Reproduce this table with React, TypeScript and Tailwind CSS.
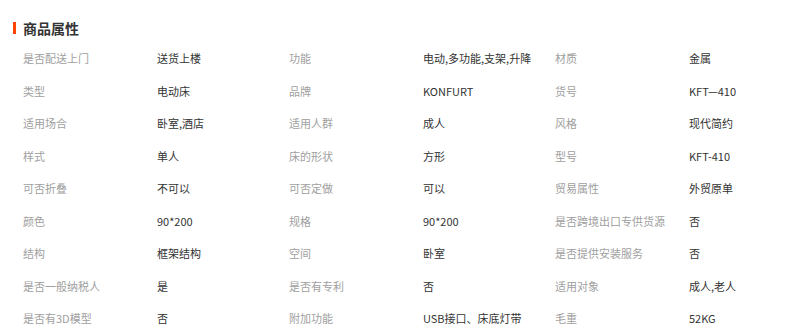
import React from 'react';

const rows: string[][] = [
  ['是否配送上门', '送货上楼', '功能', '电动,多功能,支架,升降', '材质', '金属'],
  ['类型', '电动床', '品牌', 'KONFURT', '货号', 'KFT—410'],
  ['适用场合', '卧室,酒店', '适用人群', '成人', '风格', '现代简约'],
  ['样式', '单人', '床的形状', '方形', '型号', 'KFT-410'],
  ['可否折叠', '不可以', '可否定做', '可以', '贸易属性', '外贸原单'],
  ['颜色', '90*200', '规格', '90*200', '是否跨境出口专供货源', '否'],
  ['结构', '框架结构', '空间', '卧室', '是否提供安装服务', '否'],
  ['是否一般纳税人', '是', '是否有专利', '否', '适用对象', '成人,老人'],
  ['是否有3D模型', '否', '附加功能', 'USB接口、床底灯带', '毛重', '52KG'],
];

export default function App() {
  return (
    <div
      className="w-[791px] h-[335px] overflow-hidden bg-white"
      style={{ fontFamily: '"Noto Sans CJK SC", "Noto Sans", sans-serif' }}
    >
      <div className="flex items-center pl-[13px] pt-[14px] h-[42px]">
        <div className="w-[3px] h-[12px] bg-[#ff4400] mr-[7px]" />
        <h2 className="text-[14px] font-bold text-[#333] leading-[14px]">商品属性</h2>
      </div>
      <div className="pl-[23px]">
        {rows.map((r, i) => (
          <div key={i} className="flex items-center h-[32.5px] text-[11px] leading-[12px] whitespace-nowrap">
            {r.map((cell, j) => (
              <div
                key={j}
                className={
                  j % 2 === 0
                    ? 'w-[134px] shrink-0 text-[#a0a0a0]'
                    : 'w-[132px] shrink-0 text-[#333]'
                }
              >
                {cell}
              </div>
            ))}
          </div>
        ))}
      </div>
    </div>
  );
}
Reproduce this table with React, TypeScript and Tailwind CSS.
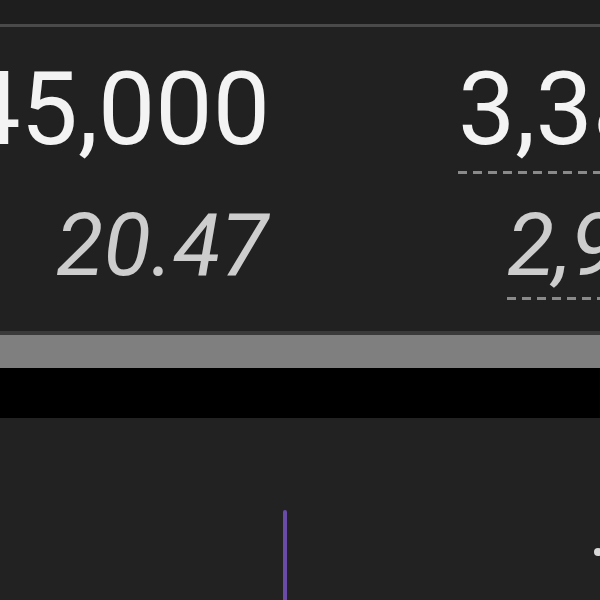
import React from "react";

const dash = "h-[3px] bg-[repeating-linear-gradient(90deg,#8a8a8a_0_9px,transparent_9px_15px)]";

export default function App() {
  return (
    <div className="w-[600px] h-[600px] overflow-hidden bg-[#212121] flex flex-col font-['Roboto',sans-serif]">
      <div className="h-[24px] shrink-0 bg-[#1e1e1e]" />
      <div className="h-[3px] shrink-0 bg-[#4a4a4a]" />
      <div className="h-[304px] shrink-0 flex flex-col">
        <div className="mt-[31px] flex items-start">
          <div className="w-[270px] shrink-0 flex justify-end overflow-visible">
            <span className="text-[102px] leading-none text-[#f3f3f3] whitespace-nowrap">45,000</span>
          </div>
          <div className="ml-[188px] flex flex-col shrink-0">
            <span className="text-[102px] leading-none text-[#f3f3f3] whitespace-nowrap">3,385</span>
            <div className={`mt-[11px] w-[200px] ${dash}`} />
          </div>
        </div>
        <div className="mt-[28px] flex items-start">
          <div className="w-[268px] shrink-0 flex justify-end">
            <span className="text-[87px] leading-none italic text-[#cdcdcd] whitespace-nowrap">20.47</span>
          </div>
          <div className="ml-[239px] flex flex-col shrink-0">
            <span className="text-[87px] leading-none italic text-[#cdcdcd] whitespace-nowrap">2,960</span>
            <div className={`mt-[8px] w-[200px] ${dash}`} />
          </div>
        </div>
      </div>
      <div className="h-[4px] shrink-0 bg-[#3a3a3a]" />
      <div className="h-[33px] shrink-0 bg-[#7f7f7f]" />
      <div className="h-[50px] shrink-0 bg-black" />
      <div className="relative flex-1 bg-[#222222]">
        <div className="absolute left-[283px] top-[92px] w-[4px] h-[120px] rounded-t-sm bg-[#6a4ca8]" />
        <div className="absolute left-[594px] top-[130px] w-[8px] h-[8px] rounded-full bg-[#d8d8d8]" />
      </div>
    </div>
  );
}
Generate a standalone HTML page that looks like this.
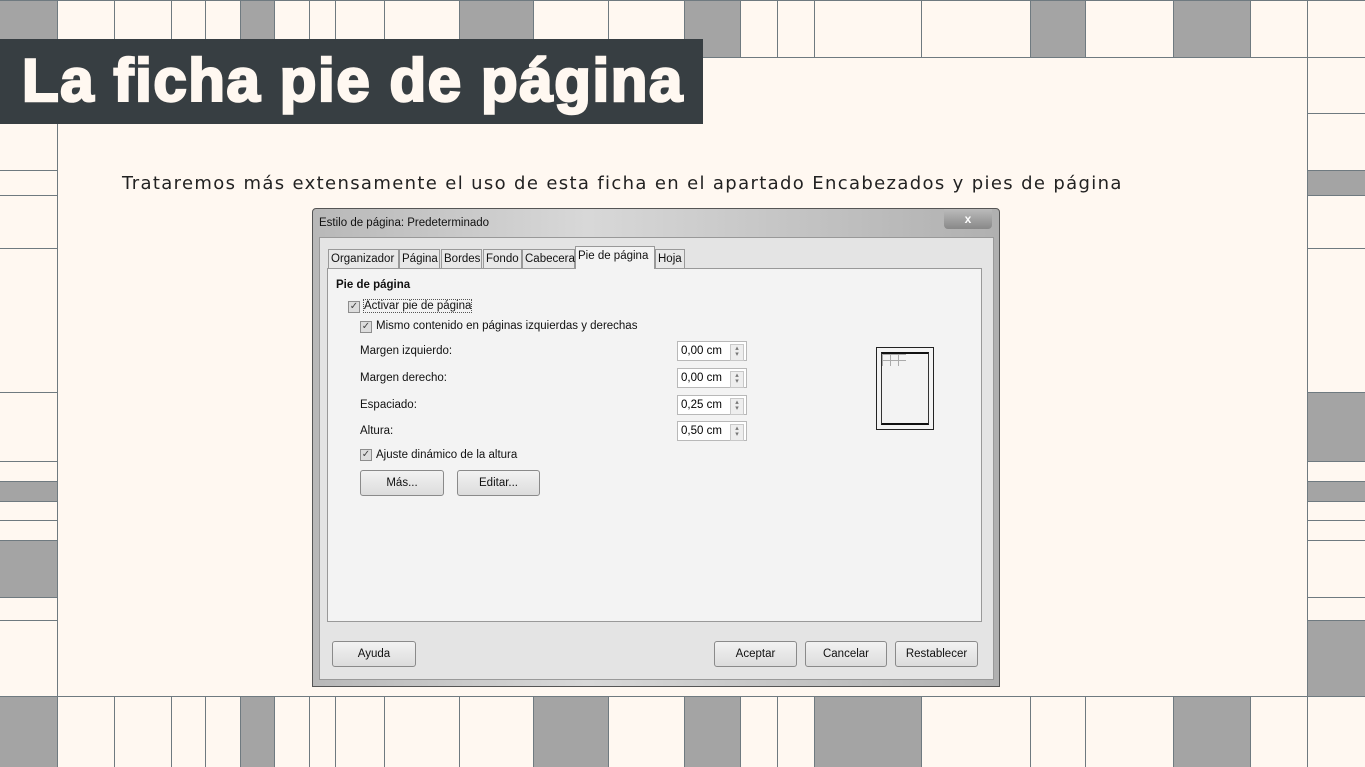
<!DOCTYPE html>
<html><head><meta charset="utf-8"><style>
*{margin:0;padding:0;box-sizing:border-box}
body{width:1365px;height:767px;background:#fff8f1;position:relative;overflow:hidden;font-family:"Liberation Sans",sans-serif}
.a{position:absolute}
.g{position:absolute;background:#a4a4a4}
.vl{position:absolute;width:1px;background:#6f7a80}
.hl{position:absolute;height:1px;background:#6f7a80}
.d{font-family:"Liberation Sans",sans-serif;font-size:11.5px;color:#111;position:absolute;white-space:nowrap}
.btn{position:absolute;height:26px;border:1px solid #8a8a8a;border-radius:3px;background:linear-gradient(#f2f2f2,#dcdcdc);font-family:"Liberation Sans",sans-serif;font-size:11.5px;text-align:center;line-height:24px;color:#111}
.sp{position:absolute;width:70px;height:20px;border:1px solid #b8b8b8;background:#fff;font-family:"Liberation Sans",sans-serif;font-size:11.5px;line-height:18px;padding-left:3px}
.sp:after{content:"▴\A▾";white-space:pre;font-size:7px;line-height:6px;text-align:center;color:#777;padding-top:1px;position:absolute;right:2px;top:2px;width:12px;height:14px;border:1px solid #c8c8c8;background:#eee}
.cb{position:absolute;width:12px;height:12px;border:1px solid #8d8d8d;background:#ddd;font-size:10px;line-height:10px;text-align:center;color:#444}
.tab{position:absolute;top:249px;height:19px;border:1px solid #999;border-bottom:none;background:#e8e8e8;font-family:"Liberation Sans",sans-serif;font-size:11.5px;line-height:18px;padding:0 2px;color:#111;white-space:nowrap}
</style></head><body>
<div class="g" style="left:0;top:0;width:57px;height:39px"></div>
<div class="g" style="left:240px;top:0;width:34px;height:57px"></div>
<div class="g" style="left:459px;top:0;width:74px;height:57px"></div>
<div class="g" style="left:684px;top:0;width:56px;height:57px"></div>
<div class="g" style="left:1030px;top:0;width:55px;height:57px"></div>
<div class="g" style="left:1173px;top:0;width:77px;height:57px"></div>
<div class="g" style="left:0;top:696px;width:57px;height:71px"></div>
<div class="g" style="left:240px;top:696px;width:34px;height:71px"></div>
<div class="g" style="left:533px;top:696px;width:75px;height:71px"></div>
<div class="g" style="left:684px;top:696px;width:56px;height:71px"></div>
<div class="g" style="left:814px;top:696px;width:107px;height:71px"></div>
<div class="g" style="left:1173px;top:696px;width:77px;height:71px"></div>
<div class="g" style="left:0;top:481px;width:57px;height:20px"></div>
<div class="g" style="left:0;top:540px;width:57px;height:57px"></div>
<div class="g" style="left:1307px;top:170px;width:58px;height:25px"></div>
<div class="g" style="left:1307px;top:392px;width:58px;height:69px"></div>
<div class="g" style="left:1307px;top:481px;width:58px;height:20px"></div>
<div class="g" style="left:1307px;top:620px;width:58px;height:76px"></div>
<div class="vl" style="left:57px;top:0;height:767px"></div>
<div class="vl" style="left:1307px;top:0;height:767px"></div>
<div class="hl" style="left:0;top:57px;width:1365px"></div>
<div class="hl" style="left:0;top:696px;width:1365px"></div>
<div class="hl" style="left:0;top:0;width:1365px"></div>
<div class="vl" style="left:114px;top:0;height:57px"></div><div class="vl" style="left:171px;top:0;height:57px"></div><div class="vl" style="left:205px;top:0;height:57px"></div><div class="vl" style="left:240px;top:0;height:57px"></div><div class="vl" style="left:274px;top:0;height:57px"></div><div class="vl" style="left:309px;top:0;height:57px"></div><div class="vl" style="left:335px;top:0;height:57px"></div><div class="vl" style="left:384px;top:0;height:57px"></div><div class="vl" style="left:459px;top:0;height:57px"></div><div class="vl" style="left:533px;top:0;height:57px"></div><div class="vl" style="left:608px;top:0;height:57px"></div><div class="vl" style="left:684px;top:0;height:57px"></div><div class="vl" style="left:740px;top:0;height:57px"></div><div class="vl" style="left:777px;top:0;height:57px"></div><div class="vl" style="left:814px;top:0;height:57px"></div><div class="vl" style="left:921px;top:0;height:57px"></div><div class="vl" style="left:1030px;top:0;height:57px"></div><div class="vl" style="left:1085px;top:0;height:57px"></div><div class="vl" style="left:1173px;top:0;height:57px"></div><div class="vl" style="left:1250px;top:0;height:57px"></div>
<div class="vl" style="left:114px;top:696px;height:71px"></div><div class="vl" style="left:171px;top:696px;height:71px"></div><div class="vl" style="left:205px;top:696px;height:71px"></div><div class="vl" style="left:240px;top:696px;height:71px"></div><div class="vl" style="left:274px;top:696px;height:71px"></div><div class="vl" style="left:309px;top:696px;height:71px"></div><div class="vl" style="left:335px;top:696px;height:71px"></div><div class="vl" style="left:384px;top:696px;height:71px"></div><div class="vl" style="left:459px;top:696px;height:71px"></div><div class="vl" style="left:533px;top:696px;height:71px"></div><div class="vl" style="left:608px;top:696px;height:71px"></div><div class="vl" style="left:684px;top:696px;height:71px"></div><div class="vl" style="left:740px;top:696px;height:71px"></div><div class="vl" style="left:777px;top:696px;height:71px"></div><div class="vl" style="left:814px;top:696px;height:71px"></div><div class="vl" style="left:921px;top:696px;height:71px"></div><div class="vl" style="left:1030px;top:696px;height:71px"></div><div class="vl" style="left:1085px;top:696px;height:71px"></div><div class="vl" style="left:1173px;top:696px;height:71px"></div><div class="vl" style="left:1250px;top:696px;height:71px"></div>
<div class="hl" style="left:0;top:170px;width:57px"></div><div class="hl" style="left:0;top:195px;width:57px"></div><div class="hl" style="left:0;top:248px;width:57px"></div><div class="hl" style="left:0;top:392px;width:57px"></div><div class="hl" style="left:0;top:461px;width:57px"></div><div class="hl" style="left:0;top:481px;width:57px"></div><div class="hl" style="left:0;top:501px;width:57px"></div><div class="hl" style="left:0;top:520px;width:57px"></div><div class="hl" style="left:0;top:540px;width:57px"></div><div class="hl" style="left:0;top:597px;width:57px"></div><div class="hl" style="left:0;top:620px;width:57px"></div>
<div class="hl" style="left:1307px;top:113px;width:58px"></div><div class="hl" style="left:1307px;top:170px;width:58px"></div><div class="hl" style="left:1307px;top:195px;width:58px"></div><div class="hl" style="left:1307px;top:248px;width:58px"></div><div class="hl" style="left:1307px;top:392px;width:58px"></div><div class="hl" style="left:1307px;top:461px;width:58px"></div><div class="hl" style="left:1307px;top:481px;width:58px"></div><div class="hl" style="left:1307px;top:501px;width:58px"></div><div class="hl" style="left:1307px;top:520px;width:58px"></div><div class="hl" style="left:1307px;top:540px;width:58px"></div><div class="hl" style="left:1307px;top:597px;width:58px"></div><div class="hl" style="left:1307px;top:620px;width:58px"></div>
<div class="a" style="left:0;top:39px;width:703px;height:85px;background:#373e42"></div>
<div class="a" style="left:22px;top:42px;font-size:60px;font-weight:bold;color:#fff8f1;letter-spacing:1.6px;line-height:78px;-webkit-text-stroke:2.5px #fff8f1;white-space:nowrap">La ficha pie de página</div>
<div class="a" style="left:122px;top:173px;color:#222;white-space:nowrap;font-family:'DejaVu Sans','Liberation Sans',sans-serif;font-size:18px;letter-spacing:1.35px">Trataremos más extensamente el uso de esta ficha en el apartado Encabezados y pies de página</div>
<div class="a" style="left:312px;top:208px;width:688px;height:479px;background:linear-gradient(90deg,#b8b8b8,#d8d8d8 40%,#b0b0b0);border:1px solid #555;border-radius:4px 4px 0 0"></div>
<div class="a" style="left:944px;top:209px;width:48px;height:20px;background:linear-gradient(#bbb,#888);border-radius:0 0 4px 4px;color:#fff;text-align:center;font-size:12px;line-height:20px;font-weight:bold">x</div>
<div class="d" style="left:319px;top:217px">Estilo de página: Predeterminado</div>
<div class="a" style="left:319px;top:237px;width:675px;height:443px;background:#e4e4e4;border:1px solid #999"></div>
<div class="tab" style="left:328px;width:71px">Organizador</div>
<div class="tab" style="left:399px;width:41px">Página</div>
<div class="tab" style="left:441px;width:41px">Bordes</div>
<div class="tab" style="left:483px;width:39px">Fondo</div>
<div class="tab" style="left:522px;width:53px">Cabecera</div>
<div class="tab" style="left:575px;top:246px;height:23px;width:80px;background:#f3f3f3;z-index:2">Pie de página</div>
<div class="tab" style="left:655px;width:30px">Hoja</div>
<div class="a" style="left:327px;top:268px;width:655px;height:354px;background:#f3f3f3;border:1px solid #999"></div>
<div class="d" style="left:336px;top:279px;font-weight:bold">Pie de página</div>
<div class="cb" style="left:348px;top:301px">✓</div>
<div class="d" style="left:364px;top:300px;outline:1px dotted #555">Activar pie de página</div>
<div class="cb" style="left:360px;top:321px">✓</div>
<div class="d" style="left:376px;top:320px">Mismo contenido en páginas izquierdas y derechas</div>
<div class="d" style="left:360px;top:345px">Margen izquierdo:</div>
<div class="d" style="left:360px;top:372px">Margen derecho:</div>
<div class="d" style="left:360px;top:399px">Espaciado:</div>
<div class="d" style="left:360px;top:425px">Altura:</div>
<div class="sp" style="left:677px;top:341px">0,00 cm</div>
<div class="sp" style="left:677px;top:368px">0,00 cm</div>
<div class="sp" style="left:677px;top:395px">0,25 cm</div>
<div class="sp" style="left:677px;top:421px">0,50 cm</div>
<div class="cb" style="left:360px;top:449px">✓</div>
<div class="d" style="left:376px;top:449px">Ajuste dinámico de la altura</div>
<div class="btn" style="left:360px;top:470px;width:84px">Más...</div>
<div class="btn" style="left:457px;top:470px;width:83px">Editar...</div>
<div class="a" style="left:876px;top:347px;width:58px;height:83px;border:1px solid #222;background:#f3f3f3"></div>
<div class="a" style="left:881px;top:352px;width:48px;height:73px;border:1px solid #333;border-top:2px solid #111;border-bottom:2px solid #111"></div>
<div class="a" style="left:882px;top:354px;width:24px;height:12px;background:repeating-linear-gradient(90deg,#aaa 0 1px,transparent 1px 8px),repeating-linear-gradient(#aaa 0 1px,transparent 1px 6px)"></div>
<div class="btn" style="left:332px;top:641px;width:84px">Ayuda</div>
<div class="btn" style="left:714px;top:641px;width:83px">Aceptar</div>
<div class="btn" style="left:805px;top:641px;width:82px">Cancelar</div>
<div class="btn" style="left:895px;top:641px;width:83px">Restablecer</div>
</body></html>
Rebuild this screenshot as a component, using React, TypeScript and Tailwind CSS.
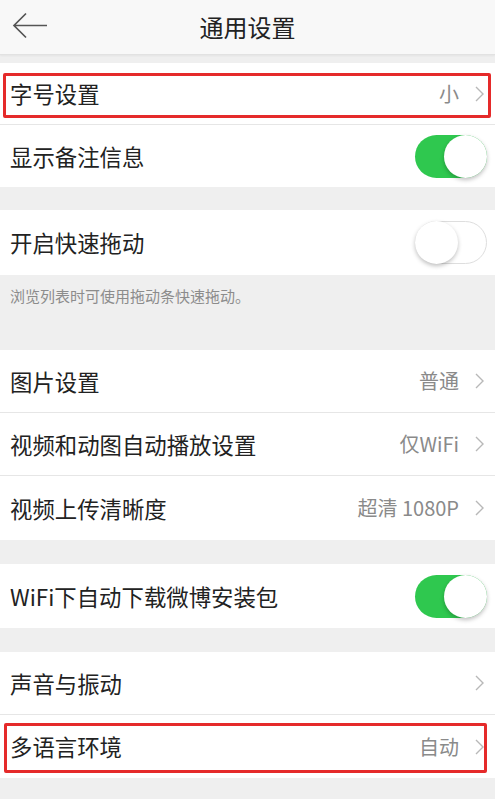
import type { ReactNode } from 'react';

const FONT = { fontFamily: '"Noto Sans CJK SC", "Noto Sans", sans-serif' };

// Thin right chevron used on navigable rows.
function Chevron() {
  return (
    <svg width="9" height="16" viewBox="0 0 9 16" className="ml-[16px] mr-[3px] shrink-0">
      <path d="M1 1 L8 8 L1 15" fill="none" stroke="#b8b8b8" strokeWidth="1.4" />
    </svg>
  );
}

// iOS-style switch.
function Toggle({ on }: { on: boolean }) {
  return on ? (
    <div className="relative h-[43px] w-[72px] shrink-0 rounded-full bg-[#2fc84f]">
      <div className="absolute right-0 top-0 h-[43px] w-[43px] rounded-full bg-white shadow-[0_2px_4px_rgba(0,0,0,0.25)]" />
    </div>
  ) : (
    <div className="relative h-[43px] w-[72px] shrink-0 rounded-full border border-[#dedede] bg-white">
      <div className="absolute -left-px -top-px h-[43px] w-[43px] rounded-full bg-white shadow-[0_2px_4px_rgba(0,0,0,0.25)]" />
    </div>
  );
}

interface RowProps {
  label: string;
  value?: string;
  chevron?: boolean;
  toggle?: boolean;
  height: string;
  divider?: boolean;
  highlight?: ReactNode;
}

function Row({ label, value, chevron, toggle, height, divider, highlight }: RowProps) {
  return (
    <div className={`relative flex items-center bg-white pl-[10px] pr-[8px] ${height} ${divider ? 'border-b border-[#e6e6e6]' : ''}`}>
      <span className="flex-1 text-[22.4px] leading-none text-[#222]">{label}</span>
      {value && <span className="text-[20px] leading-none text-[#8a8a8a]">{value}</span>}
      {chevron && <Chevron />}
      {toggle !== undefined && <Toggle on={toggle} />}
      {highlight}
    </div>
  );
}

export default function App() {
  return (
    <div className="min-h-[799px] w-[495px] overflow-hidden bg-[#efefef]" style={FONT}>
      <header className="relative flex h-[55px] items-center justify-center border-b border-[#e2e2e2] bg-[#f8f8f8] shadow-[0_1px_2px_rgba(0,0,0,0.05)]">
        <svg width="36" height="27" viewBox="0 0 36 27" className="absolute left-[12px] top-[12px]">
          <path d="M35 13.5 H2 M14 1.5 L2 13.5 L14 25.5" fill="none" stroke="#555" strokeWidth="1.7" />
        </svg>
        <h1 className="text-[24px] font-normal leading-none text-[#222]">通用设置</h1>
      </header>

      <div className="mt-[8px]">
        <Row
          label="字号设置"
          value="小"
          chevron
          height="h-[62px]"
          divider
          highlight={<div className="absolute bottom-[6px] left-[3px] right-[4px] top-[10px] rounded-[2px] border-[3px] border-[#e52a2a]" />}
        />
        <Row label="显示备注信息" toggle height="h-[62px]" />
      </div>

      <div className="mt-[23px]">
        <Row label="开启快速拖动" toggle={false} height="h-[65px]" />
      </div>
      <div className="h-[75px] pl-[10px] pt-[12px] text-[15px] leading-[18px] text-[#8c8c8c]">浏览列表时可使用拖动条快速拖动。</div>

      <div>
        <Row label="图片设置" value="普通" chevron height="h-[63px]" divider />
        <Row label="视频和动图自动播放设置" value="仅WiFi" chevron height="h-[63px]" divider />
        <Row label="视频上传清晰度" value="超清 1080P" chevron height="h-[64px]" />
      </div>

      <div className="mt-[24px]">
        <Row label="WiFi下自动下载微博安装包" toggle height="h-[64px]" />
      </div>

      <div className="mt-[24px]">
        <Row label="声音与振动" chevron height="h-[63px]" divider />
        <Row
          label="多语言环境"
          value="自动"
          chevron
          height="h-[63px]"
          highlight={<div className="absolute bottom-[5px] left-[4px] right-[8px] top-[8px] rounded-[2px] border-[3px] border-[#e52a2a]" />}
        />
      </div>
    </div>
  );
}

****************

## STATED EXERCISE
Provide only the count of lines in the data above that include the string "this".

## IN RESPONSE
4